Het is moeilijk, bijna ondoenbaar, om toe te kijken hoe vastberaden maar totaal wanhopig een jonge moeder haar kind van het leven berooft. Schrijnender is bijna niet mogelijk ….. Een jong Koerdische meisje – zelf nog een kind - is het slachtoffer van een veelvoudige verkrachting door de bezetters. Steeds weer wordt zij geconfronteerd met de herinnering aan dit afschuwelijke gebeuren in de persoon van haar zoontje. Ze weigert hem dan ook als haar kind te beschouwen en noemt het steevast ‘het kind’ of "de bastaard’. Het peuterjongetje zelf is blind, totaal hulpeloos en afhankelijk van zijn moeder en zijn oom De ‘oom’, amper het kind-zijn ontgroeid, is zelf ook slachtoffer van het harde, uitzichtloze leven in Iraaks Koerdistan. Hij heeft geen armen meer, een gevolg van het mijnen ruimen dat alle Koerdische kinderen doen om nog enigszins in hun levensonderhoud te voorzien.
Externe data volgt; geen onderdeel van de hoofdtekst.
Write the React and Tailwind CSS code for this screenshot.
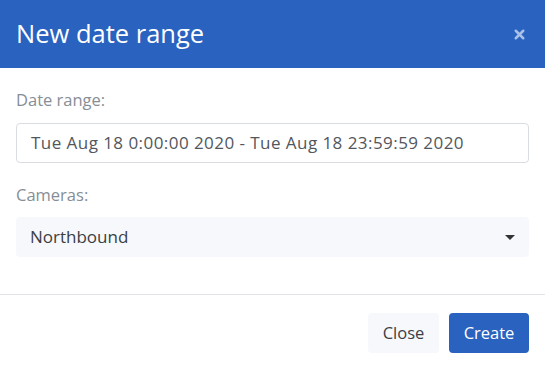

Tegenover de kwasi-ongeïnteresseerdheid van Agrin, de jonge moeder ten opzichte van haar kind, staat de liefde en zorg van Henkov, de oom, voor het jongetje. Ontroerend èn hard is het om te zien hoe hij zonder armen, het kind teder oppakt, als een deken om zich heen slaat…

Ook al ben ik zelf kinderloos, ik kon niet begrijpen dat Agrin haar blinde kind kon vastbinden aan een boom, te midden van een mijnenveld in de hoop dat hij op een mijn zou trappen. Nog minder begreep ik haar toen ze het na deze mislukte ‘poging’ opnieuw probeerde; deze keer wel met "succes"…. Ik kon wèl de machteloosheid van Henkov voelen. ‘Gezegend’ (?) met de voorspellende gave ziet hij de verdrinkingsdood van zijn neefje voor zich. Huilend want zeker van wat hij zal aantreffen komt hij bij de poel… en je hart vergaat als hij – armenloos – het donkere water in duikt. Neen… het gebeuren van de verdrinking was voor mij te gruwelijk om de wanhoopsdaad van Agrin te begrijpen…

Tot Mari, mijn partner, me herinnerde aan het feit dat een verkrachte vrouw in de streng fanatieke moslimwereld van Irak, altijd als ‘schuldige’ aangemerkt wordt, dat een verkrachte vrouw daar verstoten wordt, misschien wel gestenigd zoals de Sharia het decreteert. En toen Agrin zelf de dood tegemoet sprong, begreep ik het… Toen pas herinnerde ik me de kus die ze haar kind gaf, net voor ze hem vastmaakte aan het touw. Toen pas begreep ik dat ze van hem hield maar zowel voor hem als voor zichzelf de dood als enige uitweg zag.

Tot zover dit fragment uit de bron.